Tool Support Limitations
CASE and integrated software development tools offer only limited support for integrating DSLs into the development process. Ad hoc solutions are often required to smoothly integrate DSL code with existing revision control systems, compilers, editors, source browsers, and debuggers.
Training Costs
In contrast to established specification languages such as Z [PST91] system implementors and maintainers will by definition have no prior exposure to the DSL being used. This problem is somehow mitigated by the fact that a correctly chosen DSL will be familiar to other participants of the implementation effort such as those involved in the specification, beta testing, and final use. These participants will be able to perform DSL code walkthroughs -- a task normally reserved for experienced software engineers.

Design Experience
DSL-based system architectures are not widely adopted within the software industry. As a result, there is an evident lack of design experience, prescriptive guidelines, mentors, design patterns, and supporting scientific literature. Early adopters will need to rely more on their own judgement as they adopt the approach in a stepwise fashion.

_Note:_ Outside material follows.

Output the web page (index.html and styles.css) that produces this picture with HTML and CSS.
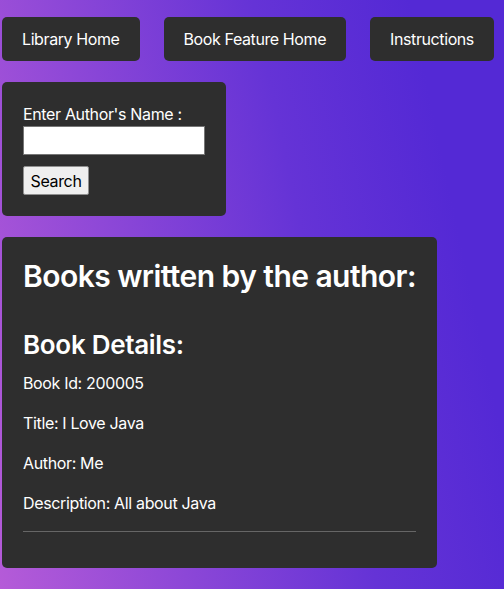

Software Process Integration
The use of DSLs is not yet an integral part of established software processes. Therefore, the software process being used has to be modified in order to take into account the design, implementation, integration, debugging, and maintenance of the adopted DSLs.


DSLs offer an additional level of abstraction in the implementation of software-based systems. In the example we described, 11000 lines of DSL specifications written, reviewed, and maintained by domain experts are automatically translated into 87000 lines of C++ code. A DSL-based architecture can be utilised in all areas where there is a formal standardised specification particular to the application domain that can be relatively easily translated into a standard programming language. Where this part of the specification is large or fluid, significant increases in software reliability, maintainability, and cost can be achieved through the use of the proposed DSL approach.